**Exercise requirements**.
Copy all lines in which the word "components" can be found.
———
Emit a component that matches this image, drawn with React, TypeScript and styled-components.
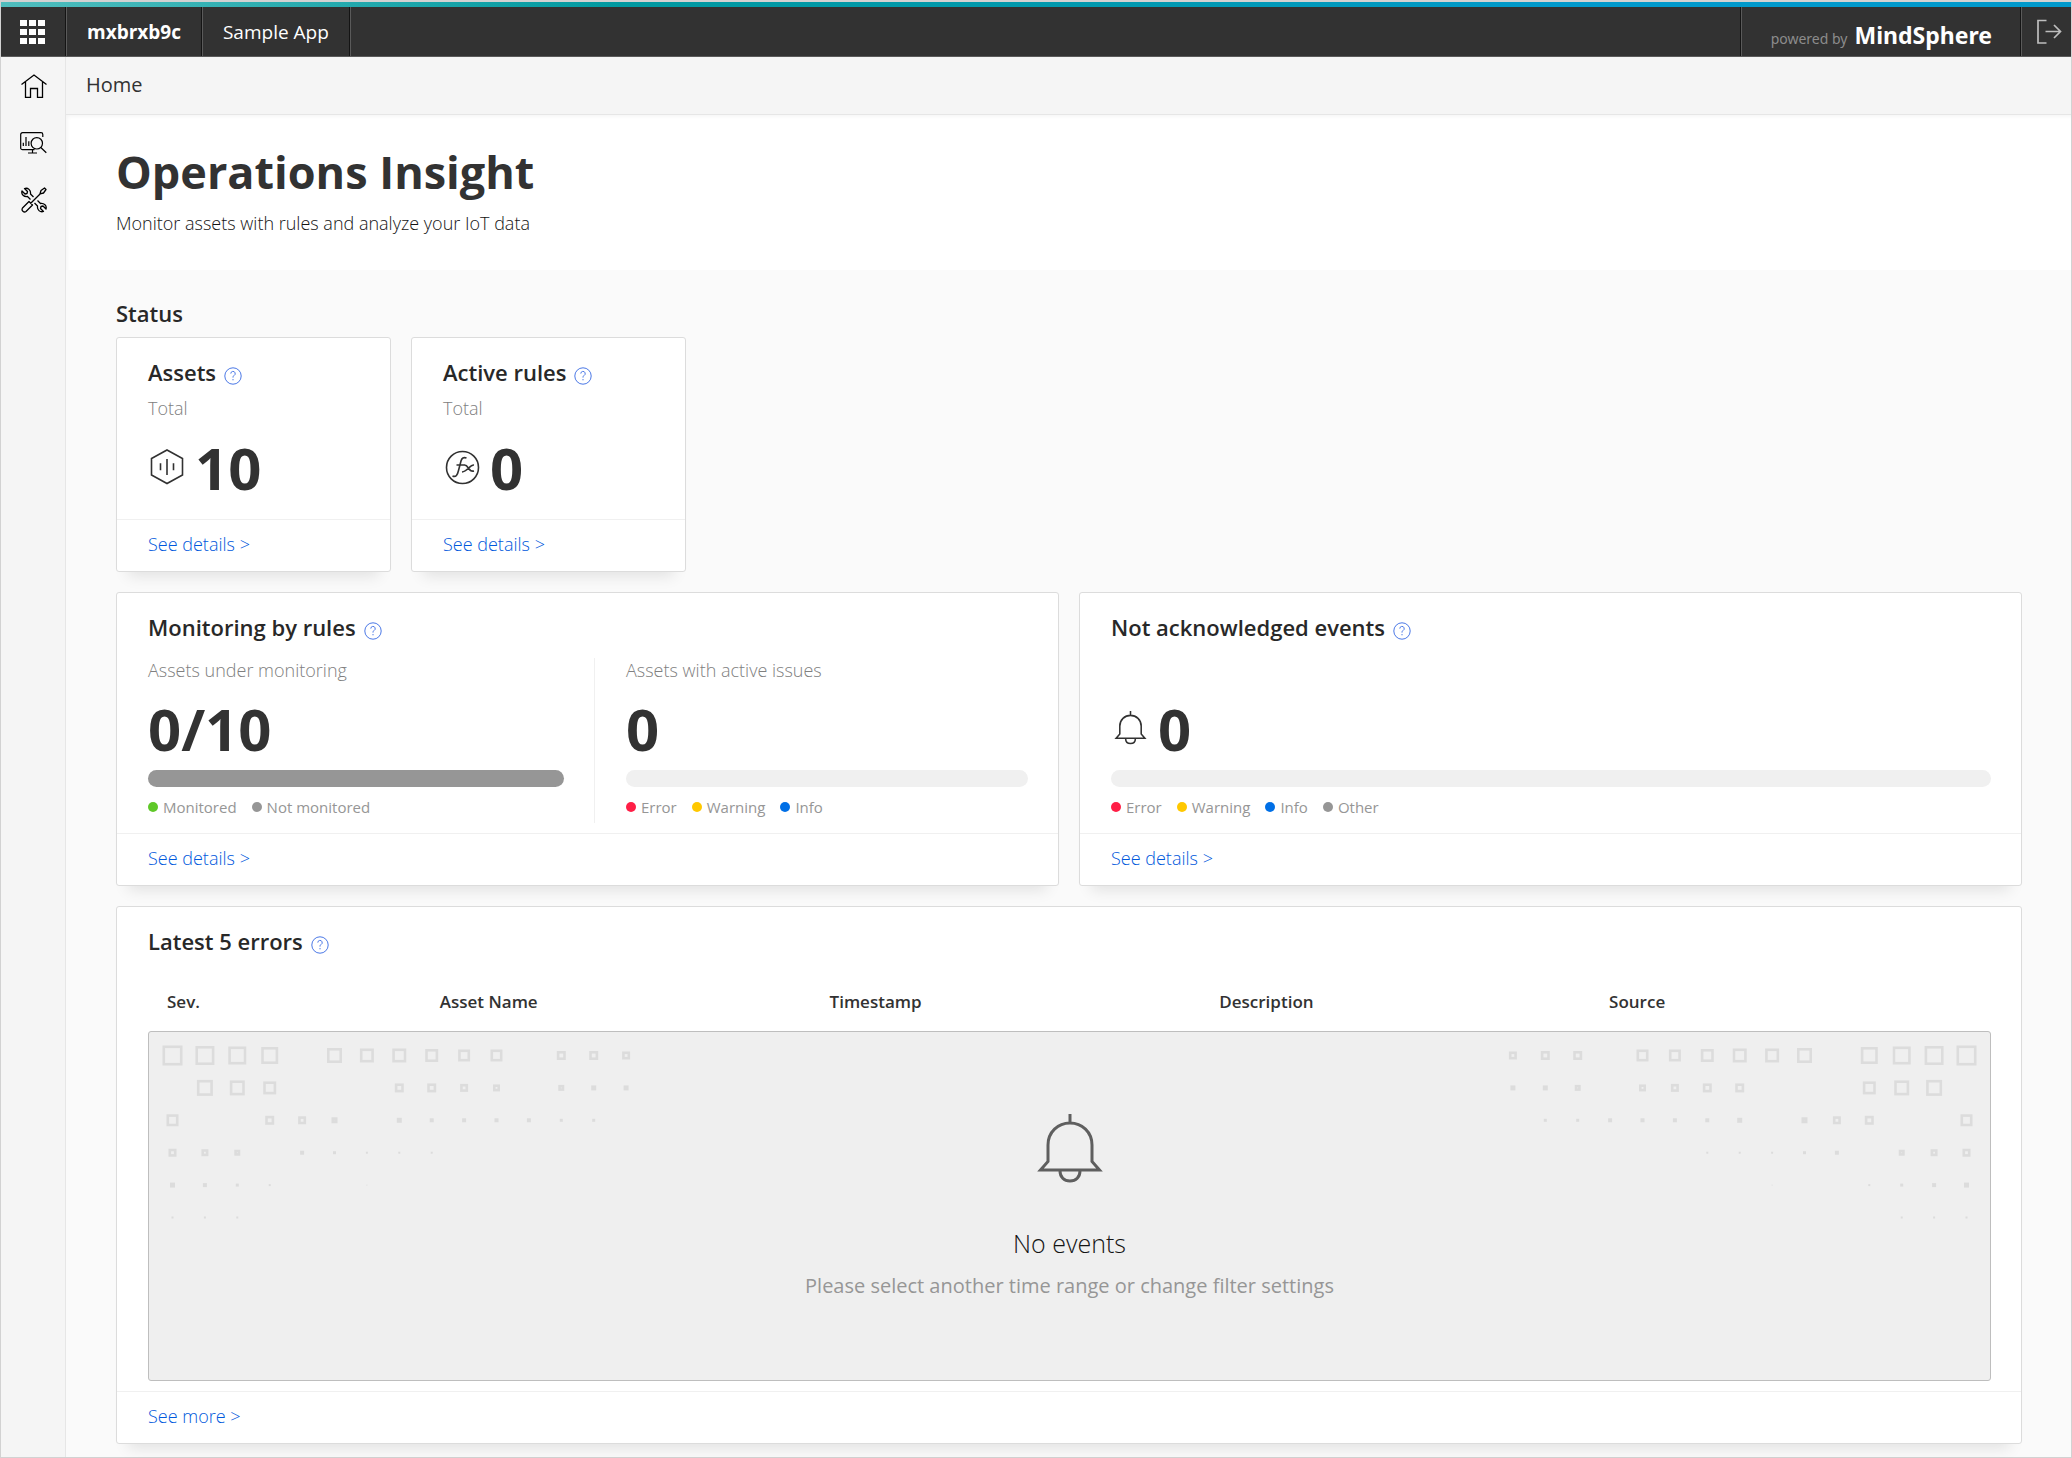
import React from 'react';
import styled, { createGlobalStyle } from 'styled-components';

const Global = createGlobalStyle`
  * { box-sizing: border-box; }
  body { margin: 0; background: #fafafa; color: #323232; font-family: "Open Sans", "Noto Sans", sans-serif; font-size: 18px; font-weight: 300; line-height: 24px; }
  h1, h2, h3, p { margin: 0; }
  a { color: inherit; text-decoration: none; }
  button { font: inherit; color: inherit; background: none; border: 0; padding: 0; cursor: pointer; }
`;

const Frame = styled.div`
  min-height: 100vh;
  display: flex;
  flex-direction: column;
  border: 1px solid #d2d2d2;
  border-top-width: 2px;
`;

const Header = styled.header`
  display: flex;
  flex-direction: column;
  border-bottom: 1px solid #5a5a5a;
  &::before {
    content: "";
    height: 5px;
    background: linear-gradient(to right, #50bebe 0, #0099a0 30%, #0099b0 55%, #0099cb 75%, #0099cb 100%);
  }
`;

const HeaderRow = styled.div`
  display: flex;
  height: 49px;
  background: #323232;
  color: #fff;
`;

const AppsButton = styled.button`
  width: 65px;
  display: grid;
  place-items: center;
  padding-right: 2px;
  border-right: 1px solid #141414;
`;

const HeaderCell = styled.a<{ $bold?: boolean }>`
  display: flex;
  align-items: center;
  padding: 0 20px;
  border-left: 1px solid #5a5a5a;
  border-right: 1px solid #141414;
  font-size: 19px;
  font-weight: ${(p) => (p.$bold ? 700 : 400)};
`;

const HeaderSpace = styled.div`
  flex: 1;
  border-left: 1px solid #5a5a5a;
  border-right: 1px solid #141414;
`;

const Brand = styled.div`
  display: flex;
  align-items: baseline;
  gap: 7px;
  padding: 16px 28px 0 29px;
  border-left: 1px solid #5a5a5a;
  border-right: 1px solid #141414;
  font-family: "Noto Sans", sans-serif;
  font-size: 14px;
  font-weight: 400;
  color: #8c8c8c;
`;

const BrandName = styled.strong`
  font-size: 23px;
  font-weight: 700;
  color: #fff;
`;

const LogoutButton = styled.button`
  width: 50px;
  display: grid;
  place-items: center;
  padding-left: 4px;
  border-left: 1px solid #5a5a5a;
`;

const Body = styled.div`
  flex: 1;
  display: flex;
`;

const Sidebar = styled.nav`
  width: 65px;
  display: flex;
  flex-direction: column;
  background: #f5f5f5;
  border-right: 1px solid #e6e6e6;
`;

const SideLink = styled.a`
  height: 57px;
  display: grid;
  place-items: center;
  padding-left: 1px;
`;

const Main = styled.main`
  flex: 1;
  min-width: 0;
`;

const Breadcrumb = styled.nav`
  height: 58px;
  padding: 16px 20px;
  background: #f5f5f5;
  border-bottom: 1px solid #e6e6e6;
  font-size: 20px;
  font-weight: 400;
`;

const Hero = styled.section`
  padding: 25px 50px 35px;
  background: #fff;
  box-shadow: inset 4px 4px 4px -3px rgba(0, 0, 0, 0.05);
`;

const Title = styled.h1`
  font-size: 45px;
  line-height: 64px;
  font-weight: 700;
`;

const Subtitle = styled.p`
  padding-top: 7px;
  color: #141414;
`;

const Content = styled.div`
  display: flex;
  flex-direction: column;
  gap: 20px;
  padding: 31px 49px 13px 50px;
`;

const StatusSection = styled.section`
  display: flex;
  flex-direction: column;
  gap: 12px;
`;

const Heading = styled.h2`
  font-size: 22px;
  font-weight: 600;
  line-height: 24px;
  color: #282828;
`;

const SmallCards = styled.div`
  display: flex;
  gap: 20px;
`;

const WideCards = styled.div`
  display: grid;
  grid-template-columns: 1fr 1fr;
  gap: 20px;
`;

const Card = styled.article<{ $small?: boolean }>`
  width: ${(p) => (p.$small ? '275px' : 'auto')};
  background: #fff;
  border: 1px solid #dcdcdc;
  border-radius: 3px;
  box-shadow: 0 16px 14px -12px rgba(0, 0, 0, 0.1);
`;

const CardHead = styled.header`
  display: flex;
  gap: 8px;
  padding: 22px 30px 0 31px;
`;

const HelpButton = styled.button`
  padding-top: 7px;
  display: flex;
`;

const CardFoot = styled.footer`
  height: 52px;
  padding: 12px 30px 12px 31px;
  border-top: 1px solid #f0f0f0;
`;

const MoreLink = styled.a`
  color: #0058dc;
`;

const Muted = styled.p`
  color: #808080;
`;

const SmallBody = styled.div`
  height: 134px;
  padding: 11px 30px 0 31px;
`;

const Figure = styled.div`
  display: flex;
  align-items: center;
  height: 64px;
  font-size: 58px;
  font-weight: 700;
`;

const FigureIcon = styled.span`
  width: 47px;
  display: flex;
  padding-bottom: 4px;
`;

const BellSlot = styled(FigureIcon)`
  padding-left: 2px;
`;

const SmallFigure = styled(Figure)`
  margin-top: 16px;
`;

const Split = styled.div<{ $two?: boolean }>`
  display: grid;
  grid-template-columns: ${(p) => (p.$two ? '478fr 463fr' : '1fr')};
  padding: 18px 0 10px;
`;

const Metric = styled.section<{ $divided?: boolean }>`
  height: 165px;
  padding: 0 30px 0 31px;
  border-right: ${(p) => (p.$divided ? '1px solid #f0f0f0' : '0')};
  ${Figure} { margin-top: 15px; }
`;

const MetricLabel = styled(Muted)`
  height: 24px;
`;

const Bar = styled.div<{ $full?: boolean }>`
  height: 17px;
  margin-top: 9px;
  border-radius: 9px;
  background: ${(p) => (p.$full ? '#969696' : '#f0f0f0')};
`;

const Legend = styled.ul`
  display: flex;
  gap: 15px;
  margin: 8px 0 0;
  padding: 0;
  list-style: none;
  font-size: 15px;
  font-weight: 400;
  color: #969696;
`;

const LegendItem = styled.li<{ $color: string }>`
  display: flex;
  align-items: center;
  gap: 5px;
  &::before {
    content: "";
    width: 10px;
    height: 10px;
    border-radius: 50%;
    background: ${(p) => p.$color};
  }
`;

const ErrorBody = styled.div`
  padding: 19px 30px 10px 31px;
`;

const Table = styled.table`
  width: 100%;
  table-layout: fixed;
  border-collapse: collapse;
  th {
    height: 58px;
    padding: 0 0 0 19px;
    text-align: left;
    font-size: 17px;
    font-weight: 600;
  }
  td { padding: 0; }
`;

const Empty = styled.div`
  position: relative;
  height: 350px;
  display: flex;
  flex-direction: column;
  align-items: center;
  padding-top: 80px;
  background: #efefef;
  border: 1px solid #bebebe;
  border-radius: 3px;
  overflow: hidden;
`;

const EmptyIcon = styled.span`
  display: flex;
  color: #5f5f5f;
`;

const Pattern = styled.svg<{ $right?: boolean }>`
  position: absolute;
  top: 0;
  left: ${(p) => (p.$right ? 'auto' : '0')};
  right: ${(p) => (p.$right ? '0' : 'auto')};
  transform: ${(p) => (p.$right ? 'scaleX(-1)' : 'none')};
`;

const EmptyTitle = styled.h3`
  margin-top: 41px;
  font-size: 25px;
  line-height: 36px;
  font-weight: 300;
  color: #141414;
`;

const EmptyText = styled(Muted)`
  margin-top: 13px;
  font-size: 20px;
  font-weight: 400;
  color: #969696;
`;

/* Squares per row as [column, side]; columns are spaced on a 32.4 grid */
const squares: [number, number][][] = [
  [[0, 20], [1, 19], [2, 18], [3, 17], [5, 15], [6, 14], [7, 14], [8, 13], [9, 12], [10, 12], [12, 9], [13, 9], [14, 8]],
  [[1, 16], [2, 15], [3, 13], [7, 9], [8, 9], [9, 8], [10, 7], [12, 6], [13, 5], [14, 5]],
  [[0, 12], [3, 9], [4, 8], [5, 6], [7, 5], [8, 4], [9, 4], [10, 4], [11, 4], [12, 3], [13, 3]],
  [[0, 8], [1, 7], [2, 6], [4, 4], [5, 3], [6, 2], [7, 2], [8, 2]],
  [[0, 5], [1, 4], [2, 3], [3, 2], [6, 1]],
  [[0, 2], [1, 2], [2, 2]],
];

const Squares = ({ right }: { right?: boolean }) => (
  <Pattern $right={right} width="500" height="220" aria-hidden="true">
    {squares.map((row, r) =>
      row.map(([c, side]) => {
        const x = 23.5 + c * 32.4;
        const y = 23.5 + r * 32.4;
        const hollow = side > 4;
        const w = hollow ? Math.max(side - 2.6, 2.4) : side;
        return (
          <rect
            key={`${r}-${c}`}
            x={x - w / 2}
            y={y - w / 2}
            width={w}
            height={w}
            fill={hollow ? 'none' : '#dcdcdc'}
            stroke={hollow ? '#dcdcdc' : 'none'}
            strokeWidth="2.6"
          />
        );
      })
    )}
  </Pattern>
);

const Bell = ({ size, weight }: { size: number; weight: number }) => (
  <svg width={size} height={size} viewBox="0 0 72 72" fill="none" stroke="currentColor" strokeWidth={weight} aria-hidden="true">
    <path d="M36 2v9M14 49.500V33C14 20 24 11 36 11s22 9 22 22v16.500l7.500 8.500h-59zM26 59c0 6 4 10 10 10s10-4 10-10" />
  </svg>
);

const Help = () => (
  <HelpButton aria-label="Help">
    <svg width="18" height="18" viewBox="0 0 18 18" fill="none" stroke="#4b78e6" strokeWidth="1">
      <circle cx="9" cy="9" r="8.200" />
      <path d="M6.800 6.600a2.200 2.200 0 1 1 3.300 1.900c-.8.500-1.100.9-1.100 2.100M9 12v1.300" />
    </svg>
  </HelpButton>
);

const LegendList = ({ items }: { items: [string, string][] }) => (
  <Legend>
    {items.map(([label, color]) => (
      <LegendItem key={label} $color={color}>{label}</LegendItem>
    ))}
  </Legend>
);

const red = '#ff1e46';
const yellow = '#ffc800';
const blue = '#006fe6';
const grey = '#969696';
const green = '#5fc828';

const CardTitle = ({ children }: { children: React.ReactNode }) => (
  <CardHead>
    <Heading as="h3">{children}</Heading>
    <Help />
  </CardHead>
);

const Details = ({ children = 'See details >' }: { children?: React.ReactNode }) => (
  <CardFoot>
    <MoreLink href="#">{children}</MoreLink>
  </CardFoot>
);

export default function App() {
  return (
    <>
      <Global />
      <Frame>
        <Header>
          <HeaderRow>
            <AppsButton aria-label="Apps">
              <svg width="25" height="24" viewBox="0 0 25 24" fill="#fff">
                {[0, 9, 18].map((x) => [0, 9, 18].map((y) => <rect key={`${x}-${y}`} x={x} y={y} width="7" height="6" />))}
              </svg>
            </AppsButton>
            <HeaderCell href="#" $bold>mxbrxb9c</HeaderCell>
            <HeaderCell href="#">Sample App</HeaderCell>
            <HeaderSpace />
            <Brand>powered by <BrandName>MindSphere</BrandName></Brand>
            <LogoutButton aria-label="Log out">
              <svg width="26" height="26" viewBox="0 0 26 26" fill="none" stroke="#bebebe" strokeWidth="1.700">
                <path d="M10.500 1.500H2v22.500h8.500M9.500 12.500H25M18 6l6.500 6.500L18 19" />
              </svg>
            </LogoutButton>
          </HeaderRow>
        </Header>
        <Body>
          <Sidebar>
            <SideLink href="#" aria-label="Home">
              <svg width="26" height="24" viewBox="0 0 26 24" fill="none" stroke="#000" strokeWidth="1.300">
                <path d="M.5 10.500 13 1l12.500 9.500M4.500 8v15.300h5V14.500h7v8.800h5V8" />
              </svg>
            </SideLink>
            <SideLink href="#" aria-label="Analysis">
              <svg width="27" height="22" viewBox="0 0 27 22" fill="none" stroke="#000" strokeWidth="1.200">
                <path d="M14.500 17.700H2.500a1.800 1.800 0 0 1-1.800-1.800V2.500A1.800 1.800 0 0 1 2.500.7H21a1.800 1.800 0 0 1 1.800 1.800V5M12.500 17.700V21M8 21h9M3.300 14v-3.300M6 14V5M8.800 14V9.300M20.800 15.500l5.500 5.200" />
                <circle cx="16.800" cy="11.300" r="5.700" />
              </svg>
            </SideLink>
            <SideLink href="#" aria-label="Tools">
              <svg width="26" height="26" viewBox="0 0 26 26" fill="none" stroke="#000" strokeWidth="1.300" strokeLinejoin="round">
                <path d="M12.500 10 9.500 7C10 3 7 .5 3.500 1.500L6.500 4.500 6 6.500 4 7 1 4C0 7.500 3 10 6.500 9.500L9.500 12.500" />
                <path d="M13.500 16 16.500 19C16 23 19 25.500 22.500 24.500L19.500 21.500 20 19.500 22 19 25 22C26 18.500 23 16 19.500 16.500L16.500 13.500" />
                <path d="M19 6.800 20 3.500 23.500 1 25 2.500 22.500 6zM19.300 6.700 9.500 16.500M8 14.500 11.500 18 5 24.500C3 26 0 23.500 1.500 21z" />
              </svg>
            </SideLink>
          </Sidebar>
          <Main>
            <Breadcrumb><a href="#">Home</a></Breadcrumb>
            <Hero>
              <Title>Operations Insight</Title>
              <Subtitle>Monitor assets with rules and analyze your IoT data</Subtitle>
            </Hero>
            <Content>
              <StatusSection>
                <Heading>Status</Heading>
                <SmallCards>
                  <Card $small>
                    <CardTitle>Assets</CardTitle>
                    <SmallBody>
                      <Muted>Total</Muted>
                      <SmallFigure>
                        <FigureIcon>
                          <svg width="38" height="38" viewBox="0 0 38 38" fill="none" stroke="#323232" strokeWidth="1.600">
                            <path d="M19 3 34.500 11.500V28L19 36.500 3.500 28V11.500zM12.500 16.300v7M19 12v16M25.500 16.300v7" />
                          </svg>
                        </FigureIcon>
                        10
                      </SmallFigure>
                    </SmallBody>
                    <Details />
                  </Card>
                  <Card $small>
                    <CardTitle>Active rules</CardTitle>
                    <SmallBody>
                      <Muted>Total</Muted>
                      <SmallFigure>
                        <FigureIcon>
                          <svg width="38" height="38" viewBox="0 0 38 38" fill="none" stroke="#323232" strokeWidth="1.600">
                            <circle cx="19.500" cy="20.500" r="16" />
                            <path d="M9.500 29c3.500 1.500 5-1 6-5.500l2.500-9.500c.8-3 2.500-4 5.500-3M13.500 18h8.500M21.500 18c4.500 0 3.500 7.500 9.500 6M31 18c-4-.5-6.500 6.500-12 7" />
                          </svg>
                        </FigureIcon>
                        0
                      </SmallFigure>
                    </SmallBody>
                    <Details />
                  </Card>
                </SmallCards>
              </StatusSection>
              <WideCards>
                <Card>
                  <CardTitle>Monitoring by rules</CardTitle>
                  <Split $two>
                    <Metric $divided>
                      <MetricLabel>Assets under monitoring</MetricLabel>
                      <Figure>0/10</Figure>
                      <Bar $full />
                      <LegendList items={[['Monitored', green], ['Not monitored', grey]]} />
                    </Metric>
                    <Metric>
                      <MetricLabel>Assets with active issues</MetricLabel>
                      <Figure>0</Figure>
                      <Bar />
                      <LegendList items={[['Error', red], ['Warning', yellow], ['Info', blue]]} />
                    </Metric>
                  </Split>
                  <Details />
                </Card>
                <Card>
                  <CardTitle>Not acknowledged events</CardTitle>
                  <Split>
                    <Metric>
                      <MetricLabel />
                      <Figure>
                        <BellSlot><Bell size={35} weight={3.2} /></BellSlot>
                        0
                      </Figure>
                      <Bar />
                      <LegendList items={[['Error', red], ['Warning', yellow], ['Info', blue], ['Other', grey]]} />
                    </Metric>
                  </Split>
                  <Details />
                </Card>
              </WideCards>
              <Card>
                <CardTitle>Latest 5 errors</CardTitle>
                <ErrorBody>
                  <Table>
                    <colgroup>
                      <col style={{ width: '14.8%' }} />
                      <col style={{ width: '21.15%' }} />
                      <col style={{ width: '21.15%' }} />
                      <col style={{ width: '21.15%' }} />
                      <col />
                    </colgroup>
                    <thead>
                      <tr>
                        <th>Sev.</th><th>Asset Name</th><th>Timestamp</th><th>Description</th><th>Source</th>
                      </tr>
                    </thead>
                    <tbody>
                      <tr>
                        <td colSpan={5}>
                          <Empty>
                            <Squares />
                            <Squares right />
                            <EmptyIcon><Bell size={72} weight={3} /></EmptyIcon>
                            <EmptyTitle>No events</EmptyTitle>
                            <EmptyText>Please select another time range or change filter settings</EmptyText>
                          </Empty>
                        </td>
                      </tr>
                    </tbody>
                  </Table>
                </ErrorBody>
                <Details>See more &gt;</Details>
              </Card>
            </Content>
          </Main>
        </Body>
      </Frame>
    </>
  );
}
———
**Reply to the task**.
Emit a component that matches this image, drawn with React, TypeScript and styled-components.
import styled, { createGlobalStyle } from 'styled-components';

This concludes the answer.